Another example of how atrocious Titan is, Chernow never once considers that part of the reason that Rockefeller didn’t fight in the Civil War was that Rockefeller didn’t want to get shot. The possibility that cowardice might have been at the root of Rockefeller avoiding the Civil War was not brought up. It is an interesting lacuna.  When a possibility is unpalatable to a capitalist-loving audience, Chernow simply dispenses with it.  There is considerable irony because Chernow does acknowledge that Rockefeller had a selective memory.

The book is useful in the sense of providing the details of the life of Rockefeller. I’m capable of doing the interpretation on my own, and I have trained myself to see inconsistencies and contradictions, but the book is awful.

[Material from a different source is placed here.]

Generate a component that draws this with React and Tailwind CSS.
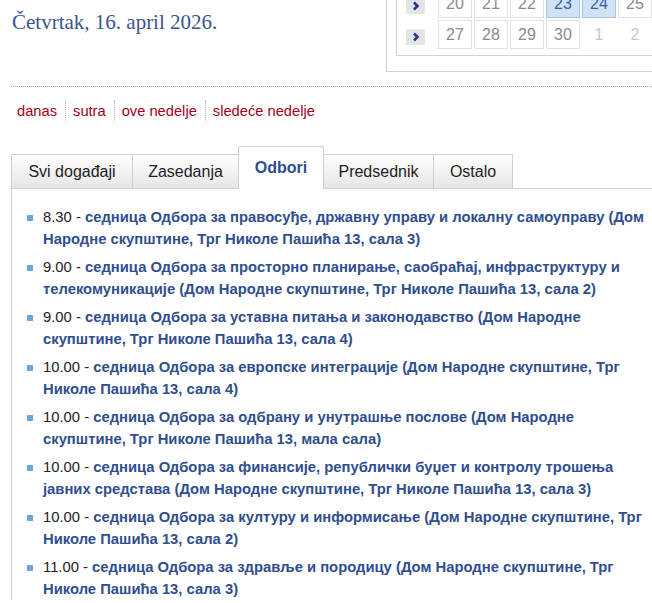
const items = [
  ['8.30', 'седница Одбора за правосуђе, државну управу и локалну самоуправу (Дом Народне скупштине, Трг Николе Пашића 13, сала 3)'],
  ['9.00', 'седница Одбора за просторно планирање, саобраћај, инфраструктуру и телекомуникације (Дом Народне скупштине, Трг Николе Пашића 13, сала 2)'],
  ['9.00', 'седница Одбора за уставна питања и законодавство (Дом Народне скупштине, Трг Николе Пашића 13, сала 4)'],
  ['10.00', 'седница Одбора за европске интеграције (Дом Народне скупштине, Трг Николе Пашића 13, сала 4)'],
  ['10.00', 'седница Одбора за одбрану и унутрашње послове (Дом Народне скупштине, Трг Николе Пашића 13, мала сала)'],
  ['10.00', 'седница Одбора за финансије, републички буџет и контролу трошења јавних средстава (Дом Народне скупштине, Трг Николе Пашића 13, сала 3)'],
  ['10.00', 'седница Одбора за културу и информисање (Дом Народне скупштине, Трг Николе Пашића 13, сала 2)'],
  ['11.00', 'седница Одбора за здравље и породицу (Дом Народне скупштине, Трг Николе Пашића 13, сала 3)'],
]

const weeks = [
  [
    { d: '20' }, { d: '21' }, { d: '22' }, { d: '23', sel: true }, { d: '24', sel: true }, { d: '25' }, { d: '26' },
  ],
  [
    { d: '27' }, { d: '28' }, { d: '29' }, { d: '30' }, { d: '1', out: true }, { d: '2', out: true }, { d: '3', out: true },
  ],
]

const tabs = ['Svi događaji', 'Zasedanja', 'Odbori', 'Predsednik', 'Ostalo']
const tabWidths = ['w-[122px]', 'w-[107px]', 'w-[86px]', 'w-[111px]', 'w-[80px]']

function Chevron() {
  return (
    <svg width="8" height="10" viewBox="0 0 8 10">
      <path d="M2 1.5 L5.5 5 L2 8.5" fill="none" stroke="#253a8c" strokeWidth="2.6" />
    </svg>
  )
}

function Calendar() {
  return (
    <div className="mt-[-14px] border border-[#d2d2d2] pl-[9px] pb-[15px] w-[320px] shrink-0">
      <div className="border border-[#d2d2d2] border-r-0 pl-[9px] pb-[6px]">
        <div className="flex flex-col gap-[2px] pt-px">
          {weeks.map((w, i) => (
            <div key={i} className="flex items-center">
              <div className="w-[19px] h-[16px] bg-[#e4e4e4] flex items-center justify-center mt-[4px]">
                <Chevron />
              </div>
              <div className="flex gap-[2px] ml-[13px]">
                {w.map((c) => (
                  <div
                    key={c.d}
                    className={
                      'w-[34px] h-[29px] flex items-center justify-center text-[16px] ' +
                      (c.sel
                        ? 'bg-[#cfe2f6] border border-[#a8c2e0] text-[#3b5ea6]'
                        : c.out
                        ? 'text-[#c8c8c8]'
                        : 'border border-[#e2e2e2] text-[#8a8a8a]')
                    }
                  >
                    {c.d}
                  </div>
                ))}
              </div>
            </div>
          ))}
        </div>
      </div>
    </div>
  )
}

export default function App() {
  return (
    <div className="w-[652px] h-[603px] overflow-hidden bg-white font-['Liberation_Sans',Arial,sans-serif]">
      {/* Header */}
      <div className="flex items-start h-[86px]">
        <div className="w-[386px] shrink-0 pl-[12px] pt-[8px]">
          <div className="font-['Liberation_Serif','Times_New_Roman',serif] text-[21px] leading-[28px] text-[#38558f]">
            Četvrtak, 16. april 2026.
          </div>
        </div>
        <Calendar />
      </div>

      <div className="ml-[11px] border-t border-dotted border-[#a6a6a6]" />

      {/* Quick links */}
      <ul className="flex ml-[17px] mt-[13px] text-[14.7px] leading-[22px] text-[#a3001a]">
        {['danas', 'sutra', 'ove nedelje', 'sledeće nedelje'].map((l, i) => (
          <li key={l} className={i === 0 ? 'pr-[8px]' : 'pl-[7px] pr-[8px] border-l border-dotted border-[#b5b5b5]'}>
            {l}
          </li>
        ))}
      </ul>

      {/* Tabs */}
      <div className="mt-[24px] ml-[11px]">
        <div className="flex items-end relative z-10 -mb-px">
          {tabs.map((t, i) =>
            t === 'Odbori' ? (
              <div
                key={t}
                className={`${tabWidths[i]} h-[43px] bg-white border border-b-0 border-[#cfcfcf] rounded-t-[3px] -ml-px flex items-center justify-center text-[16px] font-bold text-[#2e4d8f] pb-[1px]`}
              >
                {t}
              </div>
            ) : (
              <div
                key={t}
                className={`${tabWidths[i]} h-[35px] bg-gradient-to-b from-white to-[#e6e6e6] border border-[#cfcfcf] ${i === 0 ? '' : '-ml-px'} flex items-center justify-center text-[16px] text-[#1e1e1e]`}
              >
                {t}
              </div>
            )
          )}
        </div>

        <div className="border-t border-l border-[#cfcfcf] w-[660px] pt-[17px] pl-[15px]">
          <ul className="w-[628px] text-[14.8px] leading-[22px]">
            {items.map(([time, text], i) => (
              <li key={i} className="flex mb-[6px]">
                <span className="w-[6px] h-[6px] bg-[#6ea6dc] mt-[9px] shrink-0" />
                <span className="ml-[10px] text-[#222]">
                  {time} - <span className="font-bold text-[#2f4e8e]">{text}</span>
                </span>
              </li>
            ))}
          </ul>
        </div>
      </div>
    </div>
  )
}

Lastly, I want to criticize editors, again. The problems in Chernow’s book aren’t subtle. He never demonstrates how, for instance, Rockefeller has more concentration than someone else. He consistently ignores alternate explanations for events in Rockefeller’s life despite them being obvious and plausive (such as Rockefeller being a physical coward as the reason he avoided fighting in the Civil War). But since Rockefeller’s business life is the center of the book, ignoring the extent to which chance played a role in Rockefeller’s business is particularly galling, editorially. If someone gave me a manuscript and said that Rockefeller succeeded due to the non-specific traits of “willpower” and “concentration,” but described success due to chance, I’d send the manuscript back. I’d say, “There is a disconnect between your description of Rockefeller and your description of his actions. It wasn’t genius or willpower or concentration that got him into the oil business, but happenstance – that he was flush with money from wartime speculation in commodities and someone happened along and convinced him oil would be a good side business. If Rockefeller had lived in a different time or place, if he had stayed in Owego, New York, instead of moving to Cleveland, or been born ten years later, we would never know about him.”

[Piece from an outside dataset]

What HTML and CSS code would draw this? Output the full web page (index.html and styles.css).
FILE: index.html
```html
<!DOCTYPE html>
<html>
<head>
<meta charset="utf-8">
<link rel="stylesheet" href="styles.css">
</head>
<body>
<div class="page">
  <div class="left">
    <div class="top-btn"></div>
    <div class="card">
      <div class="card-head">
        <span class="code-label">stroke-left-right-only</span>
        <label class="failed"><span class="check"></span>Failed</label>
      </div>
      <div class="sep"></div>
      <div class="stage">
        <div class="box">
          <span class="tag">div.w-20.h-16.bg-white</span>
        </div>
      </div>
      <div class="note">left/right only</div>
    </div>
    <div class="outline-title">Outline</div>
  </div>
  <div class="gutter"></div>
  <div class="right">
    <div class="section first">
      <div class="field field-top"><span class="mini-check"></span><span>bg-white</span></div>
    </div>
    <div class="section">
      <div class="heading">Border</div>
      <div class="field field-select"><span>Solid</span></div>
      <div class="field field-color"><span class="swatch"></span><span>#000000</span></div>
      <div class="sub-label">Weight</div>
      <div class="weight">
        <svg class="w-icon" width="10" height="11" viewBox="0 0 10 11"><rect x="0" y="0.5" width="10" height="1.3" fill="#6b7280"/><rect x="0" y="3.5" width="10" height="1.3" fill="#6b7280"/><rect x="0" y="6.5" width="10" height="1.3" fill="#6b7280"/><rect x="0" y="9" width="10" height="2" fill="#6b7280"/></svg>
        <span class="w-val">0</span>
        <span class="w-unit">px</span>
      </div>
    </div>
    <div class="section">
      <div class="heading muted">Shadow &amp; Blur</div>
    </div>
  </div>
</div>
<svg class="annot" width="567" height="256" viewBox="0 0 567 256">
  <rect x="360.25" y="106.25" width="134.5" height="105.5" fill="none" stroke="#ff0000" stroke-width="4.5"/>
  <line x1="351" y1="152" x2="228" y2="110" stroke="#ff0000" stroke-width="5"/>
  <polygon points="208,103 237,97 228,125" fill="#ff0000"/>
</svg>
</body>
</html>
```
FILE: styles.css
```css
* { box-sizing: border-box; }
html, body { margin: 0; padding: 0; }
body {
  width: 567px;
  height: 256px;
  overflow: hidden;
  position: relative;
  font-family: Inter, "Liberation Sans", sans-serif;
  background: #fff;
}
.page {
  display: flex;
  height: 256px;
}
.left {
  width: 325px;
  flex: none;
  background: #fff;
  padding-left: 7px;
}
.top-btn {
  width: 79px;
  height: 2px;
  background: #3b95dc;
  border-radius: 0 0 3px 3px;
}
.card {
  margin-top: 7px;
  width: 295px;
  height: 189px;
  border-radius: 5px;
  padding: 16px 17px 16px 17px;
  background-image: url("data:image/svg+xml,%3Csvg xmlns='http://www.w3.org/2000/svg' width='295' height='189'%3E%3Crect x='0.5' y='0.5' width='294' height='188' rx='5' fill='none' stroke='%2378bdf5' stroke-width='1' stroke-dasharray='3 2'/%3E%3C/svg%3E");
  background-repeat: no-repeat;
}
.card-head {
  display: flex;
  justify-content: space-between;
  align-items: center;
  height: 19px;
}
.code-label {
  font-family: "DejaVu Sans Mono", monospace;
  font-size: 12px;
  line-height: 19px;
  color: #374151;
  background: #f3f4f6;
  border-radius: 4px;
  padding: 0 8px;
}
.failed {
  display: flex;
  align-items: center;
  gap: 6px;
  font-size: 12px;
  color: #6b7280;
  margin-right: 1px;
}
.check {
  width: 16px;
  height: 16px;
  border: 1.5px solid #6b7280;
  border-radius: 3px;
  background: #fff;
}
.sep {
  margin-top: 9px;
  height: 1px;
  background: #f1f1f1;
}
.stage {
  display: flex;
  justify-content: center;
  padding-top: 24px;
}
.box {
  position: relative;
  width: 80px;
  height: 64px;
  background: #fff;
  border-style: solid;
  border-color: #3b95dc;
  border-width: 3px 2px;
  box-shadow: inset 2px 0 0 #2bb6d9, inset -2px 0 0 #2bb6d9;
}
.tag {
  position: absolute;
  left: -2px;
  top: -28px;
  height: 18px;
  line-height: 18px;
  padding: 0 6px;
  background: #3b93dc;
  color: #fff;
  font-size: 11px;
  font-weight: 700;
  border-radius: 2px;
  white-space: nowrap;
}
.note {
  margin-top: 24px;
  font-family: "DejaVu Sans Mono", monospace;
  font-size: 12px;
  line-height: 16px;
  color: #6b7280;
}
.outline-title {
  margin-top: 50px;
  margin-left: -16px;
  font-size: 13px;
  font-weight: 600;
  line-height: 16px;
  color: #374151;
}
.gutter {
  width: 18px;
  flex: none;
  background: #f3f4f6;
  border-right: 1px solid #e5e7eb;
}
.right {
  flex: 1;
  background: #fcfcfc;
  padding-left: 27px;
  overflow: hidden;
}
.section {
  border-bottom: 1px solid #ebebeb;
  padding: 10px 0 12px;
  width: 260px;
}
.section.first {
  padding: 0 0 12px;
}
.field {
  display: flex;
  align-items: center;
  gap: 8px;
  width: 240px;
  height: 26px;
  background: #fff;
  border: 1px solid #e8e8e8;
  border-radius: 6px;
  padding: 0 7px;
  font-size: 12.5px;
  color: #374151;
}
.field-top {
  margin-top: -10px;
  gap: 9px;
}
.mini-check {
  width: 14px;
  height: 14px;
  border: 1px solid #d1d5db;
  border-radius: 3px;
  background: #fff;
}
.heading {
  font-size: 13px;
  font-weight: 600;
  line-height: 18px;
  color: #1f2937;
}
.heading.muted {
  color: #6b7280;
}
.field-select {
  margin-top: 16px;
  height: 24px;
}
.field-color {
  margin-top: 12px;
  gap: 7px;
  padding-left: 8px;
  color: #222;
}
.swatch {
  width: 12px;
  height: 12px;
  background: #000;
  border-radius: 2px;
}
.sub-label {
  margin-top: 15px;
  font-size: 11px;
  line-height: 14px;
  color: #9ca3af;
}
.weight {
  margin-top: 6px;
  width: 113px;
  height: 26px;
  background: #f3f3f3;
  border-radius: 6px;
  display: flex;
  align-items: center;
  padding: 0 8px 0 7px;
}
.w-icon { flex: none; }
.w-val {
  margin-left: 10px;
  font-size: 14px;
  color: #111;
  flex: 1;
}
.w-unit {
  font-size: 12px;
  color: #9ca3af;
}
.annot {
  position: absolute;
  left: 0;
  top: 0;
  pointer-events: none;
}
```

Once again, I find myself wondering at the usefulness of content editors if they miss what seems so obvious to me. At the bare minimum, it suggests that content editing does not improve a manuscript, but instead simply improves it for a specific audience – while, at the same time, moving it away from other audiences. Editorial decisions to ignore the role of chance in Rockefeller’s life to create the illusion of a capitalist genius formed by willpower sells to a different group of people than a book which openly admits that time and chance play a role in everything we do – and perhaps the biggest role.